DATA SECTION —
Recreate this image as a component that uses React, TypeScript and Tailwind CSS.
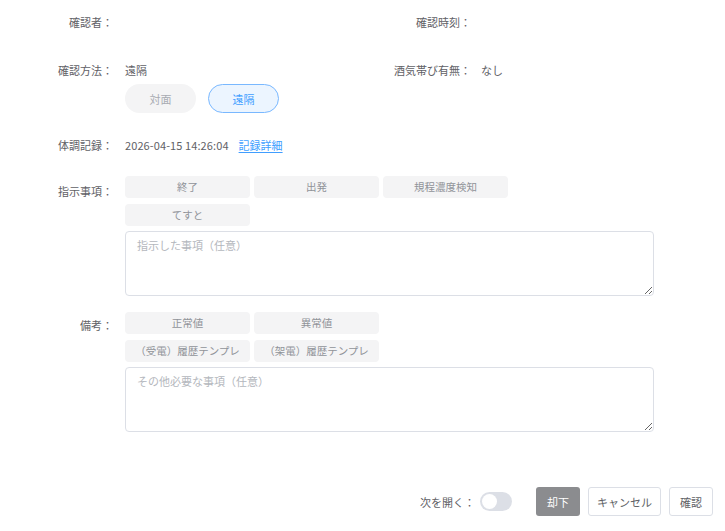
import { useState } from "react";

const font = { fontFamily: '"Noto Sans CJK JP", "Noto Sans", sans-serif' };

function Chip({ label }: { label: string }) {
  return (
    <div className="flex h-[22px] w-[125px] items-center justify-center rounded-[4px] bg-[#f4f4f5] text-[10.5px] text-[#909399]">
      {label}
    </div>
  );
}

export default function App() {
  const [method, setMethod] = useState<"face" | "remote">("remote");
  const [openNext, setOpenNext] = useState(false);

  return (
    <div className="h-[531px] w-[725px] bg-white text-[11px] leading-[16px] text-[#5f6166]" style={font}>
      {/* top rows */}
      <div className="flex pt-[14px]">
        <div className="flex w-[362px]">
          <div className="w-[113px] text-right">確認者：</div>
        </div>
        <div className="flex">
          <div className="w-[109px] text-right">確認時刻：</div>
        </div>
      </div>

      <div className="mt-[32px] flex">
        <div className="flex w-[362px]">
          <div className="w-[113px] text-right">確認方法：</div>
          <div className="ml-[12px]">遠隔</div>
        </div>
        <div className="flex">
          <div className="w-[109px] text-right">酒気帯び有無：</div>
          <div className="ml-[10px]">なし</div>
        </div>
      </div>

      <div className="mt-[6px] ml-[125px] flex gap-[12px]">
        <button
          onClick={() => setMethod("face")}
          className={
            method === "face"
              ? "h-[29px] w-[71px] rounded-full border border-[#79b8ff] bg-[#ecf5ff] text-[11px] text-[#409eff]"
              : "h-[29px] w-[71px] rounded-full border border-transparent bg-[#f4f4f5] text-[11px] text-[#a8abb2]"
          }
        >
          対面
        </button>
        <button
          onClick={() => setMethod("remote")}
          className={
            method === "remote"
              ? "h-[29px] w-[71px] rounded-full border border-[#79b8ff] bg-[#ecf5ff] text-[11px] text-[#409eff]"
              : "h-[29px] w-[71px] rounded-full border border-transparent bg-[#f4f4f5] text-[11px] text-[#a8abb2]"
          }
        >
          遠隔
        </button>
      </div>

      {/* 体調記録 */}
      <div className="mt-[24px] flex">
        <div className="w-[113px] text-right">体調記録：</div>
        <div className="ml-[12px] flex gap-[10px]">
          <span className="tracking-[0.1px]">2026-04-15 14:26:04</span>
          <a href="#" className="text-[#409eff] underline underline-offset-2">
            記録詳細
          </a>
        </div>
      </div>

      {/* 指示事項 */}
      <div className="mt-[23px] flex">
        <div className="w-[113px] pt-[7px] text-right">指示事項：</div>
        <div className="ml-[12px] flex flex-col">
          <div className="flex w-[390px] flex-wrap gap-x-[4px] gap-y-[6px]">
            <Chip label="終了" />
            <Chip label="出発" />
            <Chip label="規程濃度検知" />
            <Chip label="てすと" />
          </div>
          <textarea
            placeholder="指示した事項（任意）"
            className="mt-[5px] h-[65px] w-[529px] rounded-[4px] border border-[#dcdfe6] px-[11px] py-[5px] text-[11px] leading-[16px] text-[#606266] outline-none placeholder:text-[#b4b7bd]"
          />
        </div>
      </div>

      {/* 備考 */}
      <div className="mt-[16px] flex">
        <div className="w-[113px] pt-[5px] text-right">備考：</div>
        <div className="ml-[12px] flex flex-col">
          <div className="flex w-[260px] flex-wrap gap-x-[4px] gap-y-[6px]">
            <Chip label="正常値" />
            <Chip label="異常値" />
            <Chip label="（受電）履歴テンプレ" />
            <Chip label="（架電）履歴テンプレ" />
          </div>
          <textarea
            placeholder="その他必要な事項（任意）"
            className="mt-[5px] h-[65px] w-[529px] rounded-[4px] border border-[#dcdfe6] px-[11px] py-[5px] text-[11px] leading-[16px] text-[#606266] outline-none placeholder:text-[#b4b7bd]"
          />
        </div>
      </div>

      {/* footer */}
      <div className="mt-[55px] flex items-center justify-end pr-[12px]">
        <span>次を開く：</span>
        <button
          onClick={() => setOpenNext(!openNext)}
          className={
            openNext
              ? "ml-[5px] flex h-[19px] w-[32px] items-center justify-end rounded-full bg-[#409eff] px-[2px]"
              : "ml-[5px] flex h-[19px] w-[32px] items-center justify-start rounded-full bg-[#dcdfe6] px-[2px]"
          }
        >
          <span className="block h-[15px] w-[15px] rounded-full bg-white" />
        </button>
        <button className="ml-[24px] h-[29px] w-[44px] rounded-[3px] bg-[#8b8c8f] text-[11px] text-white">却下</button>
        <button className="ml-[8px] h-[29px] w-[73px] rounded-[3px] border border-[#dcdfe6] bg-white text-[11px] text-[#606266]">
          キャンセル
        </button>
        <button className="ml-[8px] h-[29px] w-[44px] rounded-[3px] border border-[#dcdfe6] bg-white text-[11px] text-[#606266]">
          確認
        </button>
      </div>
    </div>
  );
}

WHAT TO WORK ON — Quote everything in the listing above exactly; pictures are the only thing to omit.

THE RESULT —
Recreate this image as a component that uses React, TypeScript and Tailwind CSS.
import { useState } from "react";

const font = { fontFamily: '"Noto Sans CJK JP", "Noto Sans", sans-serif' };

function Chip({ label }: { label: string }) {
  return (
    <div className="flex h-[22px] w-[125px] items-center justify-center rounded-[4px] bg-[#f4f4f5] text-[10.5px] text-[#909399]">
      {label}
    </div>
  );
}

export default function App() {
  const [method, setMethod] = useState<"face" | "remote">("remote");
  const [openNext, setOpenNext] = useState(false);

  return (
    <div className="h-[531px] w-[725px] bg-white text-[11px] leading-[16px] text-[#5f6166]" style={font}>
      {/* top rows */}
      <div className="flex pt-[14px]">
        <div className="flex w-[362px]">
          <div className="w-[113px] text-right">確認者：</div>
        </div>
        <div className="flex">
          <div className="w-[109px] text-right">確認時刻：</div>
        </div>
      </div>

      <div className="mt-[32px] flex">
        <div className="flex w-[362px]">
          <div className="w-[113px] text-right">確認方法：</div>
          <div className="ml-[12px]">遠隔</div>
        </div>
        <div className="flex">
          <div className="w-[109px] text-right">酒気帯び有無：</div>
          <div className="ml-[10px]">なし</div>
        </div>
      </div>

      <div className="mt-[6px] ml-[125px] flex gap-[12px]">
        <button
          onClick={() => setMethod("face")}
          className={
            method === "face"
              ? "h-[29px] w-[71px] rounded-full border border-[#79b8ff] bg-[#ecf5ff] text-[11px] text-[#409eff]"
              : "h-[29px] w-[71px] rounded-full border border-transparent bg-[#f4f4f5] text-[11px] text-[#a8abb2]"
          }
        >
          対面
        </button>
        <button
          onClick={() => setMethod("remote")}
          className={
            method === "remote"
              ? "h-[29px] w-[71px] rounded-full border border-[#79b8ff] bg-[#ecf5ff] text-[11px] text-[#409eff]"
              : "h-[29px] w-[71px] rounded-full border border-transparent bg-[#f4f4f5] text-[11px] text-[#a8abb2]"
          }
        >
          遠隔
        </button>
      </div>

      {/* 体調記録 */}
      <div className="mt-[24px] flex">
        <div className="w-[113px] text-right">体調記録：</div>
        <div className="ml-[12px] flex gap-[10px]">
          <span className="tracking-[0.1px]">2026-04-15 14:26:04</span>
          <a href="#" className="text-[#409eff] underline underline-offset-2">
            記録詳細
          </a>
        </div>
      </div>

      {/* 指示事項 */}
      <div className="mt-[23px] flex">
        <div className="w-[113px] pt-[7px] text-right">指示事項：</div>
        <div className="ml-[12px] flex flex-col">
          <div className="flex w-[390px] flex-wrap gap-x-[4px] gap-y-[6px]">
            <Chip label="終了" />
            <Chip label="出発" />
            <Chip label="規程濃度検知" />
            <Chip label="てすと" />
          </div>
          <textarea
            placeholder="指示した事項（任意）"
            className="mt-[5px] h-[65px] w-[529px] rounded-[4px] border border-[#dcdfe6] px-[11px] py-[5px] text-[11px] leading-[16px] text-[#606266] outline-none placeholder:text-[#b4b7bd]"
          />
        </div>
      </div>

      {/* 備考 */}
      <div className="mt-[16px] flex">
        <div className="w-[113px] pt-[5px] text-right">備考：</div>
        <div className="ml-[12px] flex flex-col">
          <div className="flex w-[260px] flex-wrap gap-x-[4px] gap-y-[6px]">
            <Chip label="正常値" />
            <Chip label="異常値" />
            <Chip label="（受電）履歴テンプレ" />
            <Chip label="（架電）履歴テンプレ" />
          </div>
          <textarea
            placeholder="その他必要な事項（任意）"
            className="mt-[5px] h-[65px] w-[529px] rounded-[4px] border border-[#dcdfe6] px-[11px] py-[5px] text-[11px] leading-[16px] text-[#606266] outline-none placeholder:text-[#b4b7bd]"
          />
        </div>
      </div>

      {/* footer */}
      <div className="mt-[55px] flex items-center justify-end pr-[12px]">
        <span>次を開く：</span>
        <button
          onClick={() => setOpenNext(!openNext)}
          className={
            openNext
              ? "ml-[5px] flex h-[19px] w-[32px] items-center justify-end rounded-full bg-[#409eff] px-[2px]"
              : "ml-[5px] flex h-[19px] w-[32px] items-center justify-start rounded-full bg-[#dcdfe6] px-[2px]"
          }
        >
          <span className="block h-[15px] w-[15px] rounded-full bg-white" />
        </button>
        <button className="ml-[24px] h-[29px] w-[44px] rounded-[3px] bg-[#8b8c8f] text-[11px] text-white">却下</button>
        <button className="ml-[8px] h-[29px] w-[73px] rounded-[3px] border border-[#dcdfe6] bg-white text-[11px] text-[#606266]">
          キャンセル
        </button>
        <button className="ml-[8px] h-[29px] w-[44px] rounded-[3px] border border-[#dcdfe6] bg-white text-[11px] text-[#606266]">
          確認
        </button>
      </div>
    </div>
  );
}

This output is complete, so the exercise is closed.